Para Dante Sica, economista argentino especializado em setores industriais, o Brasil apenas está tentando defender e reocupar seu lugar como líder regional. “Na última etapa de Lula, o Brasil começou a se dar conta que ser líder implica também em obrigações, como dar ajuda, pagar, investir em outros países”, disse, referindo-se aos custos da liderança brasileira no subcontinente.
Posições coordenadas
Nos dois mandatos do governo Lula, o Brasil fez diversos esforços diplomáticos para aumentar sua projeção internacional. Desenvolveu alianças, como o Fórum de Diálogo Índia, Brasil e África do Sul (Fórum IBAS); o G-20 comercial, grupo de países em desenvolvimento que buscam a liberalização do mercado de produtos agrícolas em países desenvolvidos, no âmbito da Rodada Doha, na OMC (Organização Mundial de Comércio); o G-4, formado por Japão, Alemanha, Índia e Brasil, cujo objetivo é ampliar o número de assentos permanentes no Conselho de Segurança das Nações Unidas.
No discurso na cerimônia de transmissão de cargo, o Ministro das Relações Exteriores, Antônio Patriota, ressaltou o interesse da atual administração de dar continuidade ao aumento da projeção internacional do país, “adquirimos uma autoridade natural para nos engajarmos em todos os grandes debates e processos decisórios da agenda internacional – políticos, econômicos, comerciais, ambientais, sociais, culturais”, afirmou.
Ochoa ressalta, no entanto, que as posturas da Argentina e do Brasil no G-20 financeiro, não são coincidentes. “Os dois países não se consultam antes das reuniões e um erro grave de ambos é nem fazer o mesmo com os sócios plenos e os sócios do Mercosul, para levar posturas comuns ou as inquietudes dos mesmos. Isso demonstra que, mais além da retórica nos fatos concretos, o eixo argentino-brasileiro ainda tem um longo caminho a percorrer”, pontua.

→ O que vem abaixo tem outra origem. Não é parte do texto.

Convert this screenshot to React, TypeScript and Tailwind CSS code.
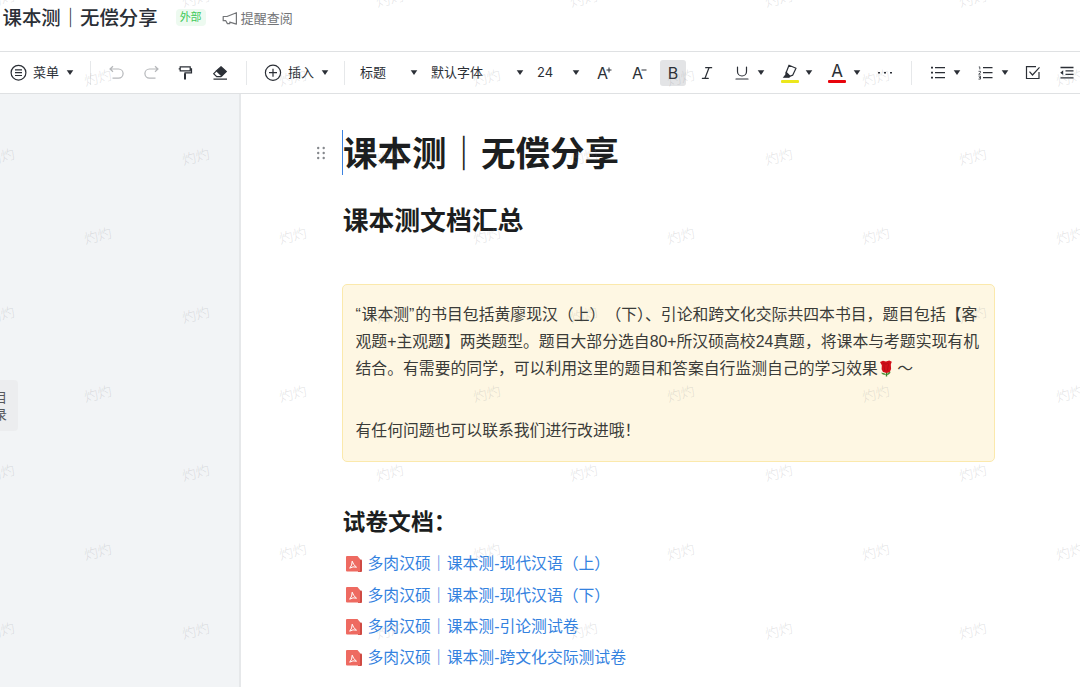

Para Sica, a Argentina precisa ter mais claros seus alinhamentos de política exterior e aproveitar a projeção brasileira, para que parte dessa força seja aproveitada pelo país platino. “Mais que pegar carona, [a Argentina] tem que ter uma estratégia muito mais clara para os próximos 20 anos. Na Argentina, é mais uma questão de problemas internos do que de pegar carona no fio da pipa do Brasil. Tem que definir qual vai ser o seu voo nesta matéria, estabelecendo prioridades, e se as tem, que sejam muito mais claras quanto ao rumo que está tomando”, avalia o especialista.